José Luis Álvarez Núñez (8 December 1960 – 2 March 2026) was a Chilean professional footballer who played as a forward for clubs in Chile, Brazil, Peru and Bolivia.

==Club career==
A product of Deportes La Serena youth system, he was promoted to the first team by the coach Alfonso Sepúlveda and played alongside Sergio Ahumada, his football idol. Then he moved to Colo-Colo in 1981 where he scored 18 goals in official matches.

In Chile, he also played for O'Higgins, Unión La Calera, Magallanes, Deportes Arica, Cobreandino, Deportes Melipilla and Municipal Talagante.

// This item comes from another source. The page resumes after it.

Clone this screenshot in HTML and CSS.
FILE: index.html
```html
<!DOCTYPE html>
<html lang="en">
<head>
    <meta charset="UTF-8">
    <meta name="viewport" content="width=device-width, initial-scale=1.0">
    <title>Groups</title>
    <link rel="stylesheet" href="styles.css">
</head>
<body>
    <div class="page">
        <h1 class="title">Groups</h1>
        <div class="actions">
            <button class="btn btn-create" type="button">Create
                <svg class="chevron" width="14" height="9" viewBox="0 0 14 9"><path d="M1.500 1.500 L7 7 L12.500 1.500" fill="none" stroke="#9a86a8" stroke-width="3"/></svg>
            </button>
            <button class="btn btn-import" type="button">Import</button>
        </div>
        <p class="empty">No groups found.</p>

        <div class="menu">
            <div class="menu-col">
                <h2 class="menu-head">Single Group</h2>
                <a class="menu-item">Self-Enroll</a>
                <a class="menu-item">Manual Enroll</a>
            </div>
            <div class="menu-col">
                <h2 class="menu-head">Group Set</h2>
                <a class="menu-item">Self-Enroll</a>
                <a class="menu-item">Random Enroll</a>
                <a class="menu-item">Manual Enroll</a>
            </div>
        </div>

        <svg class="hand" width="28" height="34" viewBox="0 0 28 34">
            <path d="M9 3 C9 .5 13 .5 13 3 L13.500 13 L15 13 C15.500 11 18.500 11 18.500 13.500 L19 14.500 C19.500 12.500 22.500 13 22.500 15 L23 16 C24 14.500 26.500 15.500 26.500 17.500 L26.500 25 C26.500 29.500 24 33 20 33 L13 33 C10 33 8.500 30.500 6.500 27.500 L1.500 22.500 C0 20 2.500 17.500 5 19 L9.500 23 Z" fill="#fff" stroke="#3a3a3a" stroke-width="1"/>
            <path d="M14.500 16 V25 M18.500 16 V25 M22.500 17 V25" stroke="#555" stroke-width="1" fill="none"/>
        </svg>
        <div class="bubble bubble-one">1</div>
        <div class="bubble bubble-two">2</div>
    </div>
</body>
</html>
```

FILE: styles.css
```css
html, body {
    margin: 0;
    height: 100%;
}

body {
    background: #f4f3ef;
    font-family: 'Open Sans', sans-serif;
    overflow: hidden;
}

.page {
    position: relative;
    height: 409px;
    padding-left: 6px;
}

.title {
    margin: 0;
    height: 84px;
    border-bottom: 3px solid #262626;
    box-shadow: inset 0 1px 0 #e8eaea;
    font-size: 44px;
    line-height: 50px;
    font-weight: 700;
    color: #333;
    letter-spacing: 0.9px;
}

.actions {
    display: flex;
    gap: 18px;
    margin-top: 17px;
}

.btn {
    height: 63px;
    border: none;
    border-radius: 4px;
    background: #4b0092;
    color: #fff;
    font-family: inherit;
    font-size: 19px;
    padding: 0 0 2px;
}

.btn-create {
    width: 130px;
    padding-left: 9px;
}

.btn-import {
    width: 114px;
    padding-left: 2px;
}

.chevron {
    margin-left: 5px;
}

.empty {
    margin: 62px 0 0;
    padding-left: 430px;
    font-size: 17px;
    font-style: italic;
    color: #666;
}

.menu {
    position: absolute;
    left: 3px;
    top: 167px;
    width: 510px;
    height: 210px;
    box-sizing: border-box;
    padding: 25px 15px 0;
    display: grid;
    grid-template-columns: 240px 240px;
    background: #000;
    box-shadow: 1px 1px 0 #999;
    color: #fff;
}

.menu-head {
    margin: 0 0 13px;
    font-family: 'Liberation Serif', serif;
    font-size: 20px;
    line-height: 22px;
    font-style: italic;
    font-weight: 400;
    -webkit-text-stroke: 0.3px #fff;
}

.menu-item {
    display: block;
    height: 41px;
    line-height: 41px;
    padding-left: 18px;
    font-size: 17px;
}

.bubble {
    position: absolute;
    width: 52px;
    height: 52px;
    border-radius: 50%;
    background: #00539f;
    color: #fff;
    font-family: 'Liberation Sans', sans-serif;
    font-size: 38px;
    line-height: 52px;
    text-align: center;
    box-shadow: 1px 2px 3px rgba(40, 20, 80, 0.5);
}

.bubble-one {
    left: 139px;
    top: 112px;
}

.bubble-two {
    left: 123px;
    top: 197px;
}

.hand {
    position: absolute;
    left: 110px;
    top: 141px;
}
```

Abroad, he played for Fluminense in Brazil, Sporting Cristal in Peru and Jorge Wilstermann in Bolivia.

==International career==
Álvarez represented Chile at under-20 level in the 1979 South American Championship.

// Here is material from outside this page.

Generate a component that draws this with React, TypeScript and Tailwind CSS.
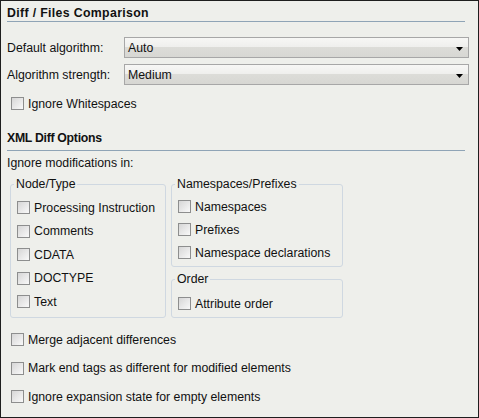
import React from "react";

function CheckBox() {
  return (
    <span className="block h-[13px] w-[13px] shrink-0 border border-[#8d8e8e] bg-[linear-gradient(135deg,#d6d6d6,#f9f9f9)]" />
  );
}

function Check({ label }: { label: string }) {
  return (
    <div className="flex h-[13px] items-center gap-[4px]">
      <CheckBox />
      <span className="whitespace-nowrap">{label}</span>
    </div>
  );
}

function Combo({ value }: { value: string }) {
  return (
    <div className="flex h-[21px] w-[345px] items-center border border-[#a7a7a7] bg-[linear-gradient(to_bottom,#f7f7f5_0%,#efefed_46%,#dcdcd8_50%,#d7d7d3_100%)] pl-[3px] pr-[5px]">
      <span className="flex-1">{value}</span>
      <svg width="7" height="4" viewBox="0 0 7 4" className="mt-[3px]">
        <polygon points="0,0 7,0 3.5,4" fill="#000" />
      </svg>
    </div>
  );
}

function Group({ title, className, children }: { title: string; className?: string; children: React.ReactNode }) {
  return (
    <fieldset className={`rounded-[3px] border border-[#cfd8e1] ${className ?? ""}`}>
      <legend className="-ml-[3px] px-[2px] leading-[16px]">{title}</legend>
      {children}
    </fieldset>
  );
}

export default function App() {
  return (
    <div className="h-[418px] w-[479px] overflow-hidden border border-[#1e1e1e] bg-[#eeefeb] font-['Liberation_Sans',Arial,sans-serif] text-[12.3px] leading-[16px] text-[#111]">
      {/* Diff / Files */}
      <div className="ml-[6px] mr-[13px] mt-[4px] border-b border-[#8fa4b6] font-bold tracking-[0.35px]">
        Diff / Files Comparison
      </div>

      <div className="ml-[6px] mt-[15px] flex items-center">
        <span className="w-[117px]">Default algorithm:</span>
        <Combo value="Auto" />
      </div>
      <div className="ml-[6px] mt-[6px] flex items-center">
        <span className="w-[117px]">Algorithm strength:</span>
        <Combo value="Medium" />
      </div>

      <div className="ml-[10px] mt-[12px]">
        <Check label="Ignore Whitespaces" />
      </div>

      {/* XML Diff */}
      <div className="ml-[6px] mr-[13px] mt-[20px] border-b border-[#8fa4b6] pb-[4px] font-bold tracking-[-0.3px]">
        XML Diff Options
      </div>
      <div className="ml-[6px] mt-[4px]">Ignore modifications in:</div>

      <div className="ml-[9px] mt-[5px] flex gap-[5px]">
        <Group title="Node/Type" className="w-[156px] pb-[7px] pl-[6px] pt-[9px]">
          <div className="flex flex-col gap-[10.6px]">
            <Check label="Processing Instruction" />
            <Check label="Comments" />
            <Check label="CDATA" />
            <Check label="DOCTYPE" />
            <Check label="Text" />
          </div>
        </Group>
        <div className="flex w-[172px] flex-col gap-[4px]">
          <Group title="Namespaces/Prefixes" className="pb-[7px] pl-[6px] pt-[8px]">
            <div className="flex flex-col gap-[10px]">
              <Check label="Namespaces" />
              <Check label="Prefixes" />
              <Check label="Namespace declarations" />
            </div>
          </Group>
          <Group title="Order" className="flex-1 pb-[7px] pl-[6px] pt-[10px]">
            <Check label="Attribute order" />
          </Group>
        </div>
      </div>

      <div className="ml-[10px] mt-[15px] flex flex-col gap-[15.5px]">
        <Check label="Merge adjacent differences" />
        <Check label="Mark end tags as different for modified elements" />
        <Check label="Ignore expansion state for empty elements" />
      </div>
    </div>
  );
}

At senior level, he made an appearance for the Chile national team in a friendly match of the 1981 Copa Juan Pinto Durán versus Uruguay on 29 April, making an assist to his teammate Manuel Rojas.

==Post-retirement==
Following his retirement, Álvarez studied and worked as a bank clerk. Later, he served as security chief for Colo-Colo.

Álvarez worked as coach for amateur clubs and football academies such as the Colo-Colo Academies based in Doñihue.

Álvarez was part of "Colo-Colo de Todos los Tiempos" (Colo-Colo from All Time), a team made up by historical players of Colo-Colo that plays friendly matches around the country.

==Personal life and death==
Born in La Serena, Chile, his parents were José Álvarez and María Adriana Núñez.

He was well known by his nickname Pelé Álvarez because he used to make feints like the Brazilian historical player.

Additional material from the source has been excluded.